Here is a simple action plan you can use today:
- List the five tasks you repeat most often around booking, such as sending reminders, collecting payment, rescheduling, or creating meeting links.
- Mark which of those tasks your current tool automates well and which still require manual work.
- Choose three must-have features and three nice-to-have features.
- Review your software monthly for friction and quarterly for fit.
- Keep a small comparison note with columns for booking, reminders, payments, forms, integrations, and support.

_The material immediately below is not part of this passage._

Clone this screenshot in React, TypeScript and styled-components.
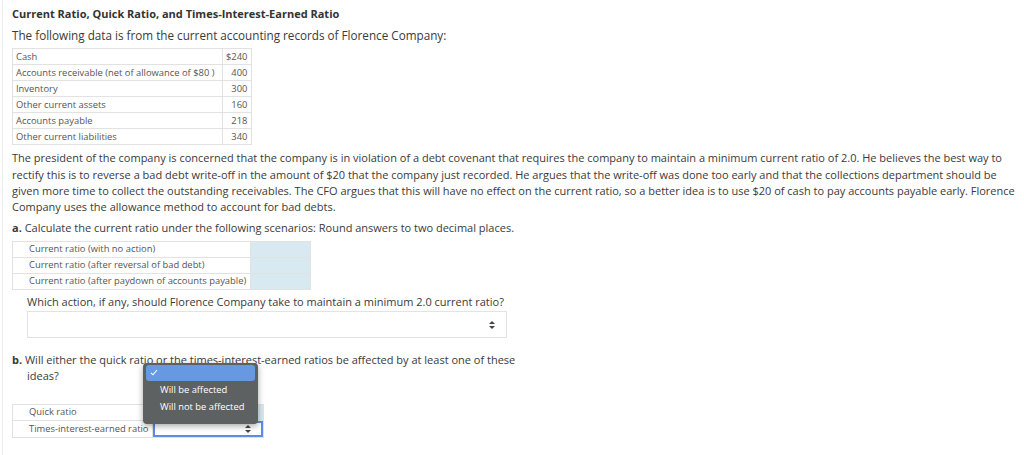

If you are building a broader student support system, you may also want to connect scheduling choices to the rest of your resource stack. Our articles on Best Study Tools for Students: Planner, Flashcards, Notes, and Focus Apps, Grade Calculator Guide: How Students Can Predict Final Course Grades, and GPA Calculator Guide: How to Estimate Semester and Cumulative GPA can help tutors recommend complementary tools that improve follow-through between sessions.
The best scheduling tools for tutors are the ones that make booking easier for families, reduce administrative drag for tutors, and adapt as a tutoring practice grows. Because those needs change, the smartest approach is not to pick a tool once and forget it. It is to review your system regularly, track the right variables, and make changes only when they clearly improve how your tutoring business runs.